Ceux qui continueraient malgré tout à ne pas se sentir à l'aise avec ces subtilités gagneront à (re)lire ce billet consacré à l'accord du participe passé des verbes pronominaux. Histoire de ne pas se voir en plus accuser de cruauté envers la langue.
Remarque : Force est de constater que ladite règle n'est pas toujours respectée par les écrivains (ou leurs éditeurs).
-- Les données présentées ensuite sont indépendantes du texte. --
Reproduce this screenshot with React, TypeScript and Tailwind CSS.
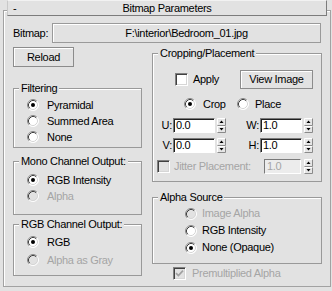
import type { ReactNode } from 'react';

// classic sunken radio button
function Radio({ on, disabled }: { on?: boolean; disabled?: boolean }) {
  return (
    <svg width="12" height="12" viewBox="0 0 12 12" className="shrink-0">
      <circle cx="6" cy="6" r="5.5" fill={disabled ? '#e2e2e2' : '#fff'} />
      <path d="M9.89 2.11 A5.5 5.5 0 0 0 2.11 9.89" fill="none" stroke="#8a8a8a" />
      <path d="M9.89 2.11 A5.5 5.5 0 0 1 2.11 9.89" fill="none" stroke="#fff" />
      <path d="M9.18 2.82 A4.5 4.5 0 0 0 2.82 9.18" fill="none" stroke="#404040" />
      <path d="M9.18 2.82 A4.5 4.5 0 0 1 2.82 9.18" fill="none" stroke="#d6d6d6" />
      {on && <circle cx="6" cy="6" r="2" fill="#000" />}
    </svg>
  );
}

function Check({ on, disabled }: { on?: boolean; disabled?: boolean }) {
  return (
    <span
      className={`flex h-[13px] w-[13px] shrink-0 items-center justify-center border border-t-[#808080] border-l-[#808080] border-b-white border-r-white shadow-[inset_1px_1px_0_#404040,inset_-1px_-1px_0_#d6d6d6] ${
        disabled ? 'bg-[#e2e2e2]' : 'bg-white'
      }`}
    >
      {on && (
        <svg width="9" height="9" viewBox="0 0 9 9">
          <path d="M1 4.2 L3.4 6.6 L8 1.6" stroke={disabled ? '#a0a0a0' : '#000'} strokeWidth="1.7" fill="none" />
        </svg>
      )}
    </span>
  );
}

function Spinner({ className = '' }: { className?: string }) {
  return (
    <svg width="9" height="15" viewBox="0 0 9 15" className={`shrink-0 ${className}`}>
      <rect x="0" y="0" width="9" height="15" fill="#e6e6e6" />
      <path d="M0.5 6.5 V0.5 H8.5" stroke="#fff" fill="none" />
      <path d="M8.5 0.5 V7.5 H0.5" stroke="#8a8a8a" fill="none" />
      <path d="M0.5 14.5 V8.5 H8.5" stroke="#fff" fill="none" />
      <path d="M8.5 8.5 V14.5 H0.5" stroke="#8a8a8a" fill="none" />
      <path d="M2.5 5 H6.5 L4.5 2.5 Z" fill="#000" />
      <path d="M2.5 10 H6.5 L4.5 12.5 Z" fill="#000" />
    </svg>
  );
}

function NumField({ value, width, disabled, className = '' }: { value: string; width: string; disabled?: boolean; className?: string }) {
  return (
    <div
      className={`flex h-[15px] items-center border border-t-[#7a7a7a] border-l-[#7a7a7a] border-b-white border-r-white pl-[2px] ${
        disabled
          ? 'bg-[#ececec] text-[#a5a5a5]'
          : 'bg-white shadow-[inset_1px_1px_0_#202020]'
      } ${width} ${className}`}
    >
      {value}
    </div>
  );
}

function Group({ title, className = '', children }: { title: string; className?: string; children: ReactNode }) {
  return (
    <fieldset className={`min-w-0 border border-[#999] shadow-[inset_1px_1px_0_#fff] ${className}`}>
      <legend className="ml-[5px] bg-[#e2e2e2] px-[2px] leading-[12px]">{title}</legend>
      {children}
    </fieldset>
  );
}

function RadioRow({
  label,
  on,
  disabled,
  className = '',
}: {
  label: string;
  on?: boolean;
  disabled?: boolean;
  className?: string;
}) {
  return (
    <div className={`flex items-center ${className}`}>
      <Radio on={on} disabled={disabled} />
      <span className={disabled ? 'text-[#a5a5a5]' : ''}>{label}</span>
    </div>
  );
}

export default function App() {
  return (
    <div className="h-[291px] w-[332px] overflow-hidden bg-[#e2e2e2] font-['Liberation_Sans',Arial,sans-serif] text-[11px] leading-[13px] tracking-[-0.3px] text-black">
      {/* rollout title */}
      <div className="relative z-10 ml-[7px] flex h-[16px] w-[320px] items-center border border-t-[#f2f2f2] border-l-[#c8c8c8] border-b-[#7c7c7c] border-r-[#7c7c7c] bg-[#e2e2e2]">
        <span className="w-[24px] pl-[5px]">-</span>
        <span className="flex-1 text-center">Bitmap Parameters</span>
        <span className="w-[24px]" />
      </div>

      <div className="-mt-[6px] h-[277px] w-[328px] ml-[3px] border border-[#a2a2a2] pl-[9px] pt-[12px] shadow-[inset_1px_1px_0_#fff]">
        <div className="flex h-[20px] items-center">
          <span className="w-[39px]">Bitmap:</span>
          <div className="flex h-[20px] w-[269px] items-center justify-center border border-[#9a9a9a] shadow-[inset_1px_1px_0_#fff]">
            {'F:\\interior\\Bedroom_01.jpg'}
          </div>
        </div>

        <div className="flex">
          {/* left column */}
          <div className="flex w-[129px] flex-col">
            <button className="mt-[4px] h-[20px] w-[61px] border border-[#8c8c8c] shadow-[inset_1px_1px_0_#fff]">
              Reload
            </button>
            <Group title="Filtering" className="mt-[15px] h-[66px] pt-[3px]">
              <RadioRow on label="Pyramidal" className="h-[16px] gap-[8px] pl-[13px]" />
              <RadioRow label="Summed Area" className="h-[16px] gap-[8px] pl-[13px]" />
              <RadioRow label="None" className="h-[16px] gap-[8px] pl-[13px]" />
            </Group>
            <Group title="Mono Channel Output:" className="mt-[7px] h-[60px] pt-[5px]">
              <RadioRow on label="RGB Intensity" className="h-[16px] gap-[8px] pl-[13px]" />
              <RadioRow disabled label="Alpha" className="h-[16px] gap-[8px] pl-[13px]" />
            </Group>
            <Group title="RGB Channel Output:" className="mt-[3px] h-[58px] pt-[3px]">
              <RadioRow on label="RGB" className="h-[18px] gap-[8px] pl-[13px]" />
              <RadioRow disabled label="Alpha as Gray" className="h-[18px] gap-[8px] pl-[13px]" />
            </Group>
          </div>

          {/* right column */}
          <div className="ml-[10px] flex w-[170px] flex-col">
            <Group title="Cropping/Placement" className="mt-[4px] h-[135px] pt-[11px]">
              <div className="flex h-[19px] items-center pl-[22px] pr-[8px]">
                <Check />
                <span className="ml-[5px]">Apply</span>
                <button className="ml-auto h-[19px] w-[73px] border border-[#8c8c8c] shadow-[inset_1px_1px_0_#fff]">
                  View Image
                </button>
              </div>
              <div className="mt-[8px] flex h-[14px] items-center pl-[31px]">
                <div className="flex w-[53px] items-center gap-[7px]">
                  <Radio on />
                  <span>Crop</span>
                </div>
                <div className="flex items-center gap-[6px]">
                  <Radio />
                  <span>Place</span>
                </div>
              </div>
              <div className="mt-[7px] flex h-[15px] items-center pl-[4px] pr-[8px]">
                <span className="w-[16px] pr-[1px] text-right">U:</span>
                <NumField value="0.0" width="w-[42px]" />
                <Spinner className="ml-[2px]" />
                <span className="ml-auto pr-[1px]">W:</span>
                <NumField value="1.0" width="w-[42px]" />
                <Spinner className="ml-[2px]" />
              </div>
              <div className="mt-[5px] flex h-[15px] items-center pl-[4px] pr-[8px]">
                <span className="w-[16px] pr-[1px] text-right">V:</span>
                <NumField value="0.0" width="w-[42px]" />
                <Spinner className="ml-[2px]" />
                <span className="ml-auto pr-[1px]">H:</span>
                <NumField value="1.0" width="w-[42px]" />
                <Spinner className="ml-[2px]" />
              </div>
              <div className="mt-[6px] flex h-[15px] items-center pl-[4px] pr-[8px]">
                <Check disabled />
                <span className="ml-[4px] text-[#a5a5a5]">Jitter Placement:</span>
                <NumField disabled value="1.0" width="w-[37px]" className="ml-auto" />
                <Spinner className="ml-[3px]" />
              </div>
            </Group>

            <Group title="Alpha Source" className="mt-[9px] h-[73px] pt-[2px]">
              <RadioRow disabled label="Image Alpha" className="h-[17px] gap-[5px] pl-[32px]" />
              <RadioRow label="RGB Intensity" className="h-[17px] gap-[5px] pl-[32px]" />
              <RadioRow on label="None (Opaque)" className="h-[17px] gap-[5px] pl-[32px]" />
            </Group>

            <div className="mt-[3px] flex h-[13px] items-center pl-[21px]">
              <Check on disabled />
              <span className="ml-[6px] text-[#a5a5a5]">Premultiplied Alpha</span>
            </div>
          </div>
        </div>
      </div>
    </div>
  );
}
Jugez-en plutôt : « Les médecins [...] s'étaient demandés s'ils réussiraient à la sauver » (Pierre Benoît), « D’aucuns se sont demandés si ces révélations [...] étaient bien nécessaires » (Jacques Chastenet), « D'aucuns se sont demandés s'il y avait là deux personnes distinctes » (André Martinet), « Elle s'était demandée si elle ne devait pas le brûler » (Max Gallo), « [Ils] se sont souvent demandés quel était leur sens véritable » (Lucien Calvié), « Elle s'est demandée quel pouvait bien être cet "événement déterminant" » (Camille de Peretti). Avouez qu'il y a de quoi être quelque peu... abattu.Ce qu'il conviendrait de dire
Ils se sont demandé comment nous devrions...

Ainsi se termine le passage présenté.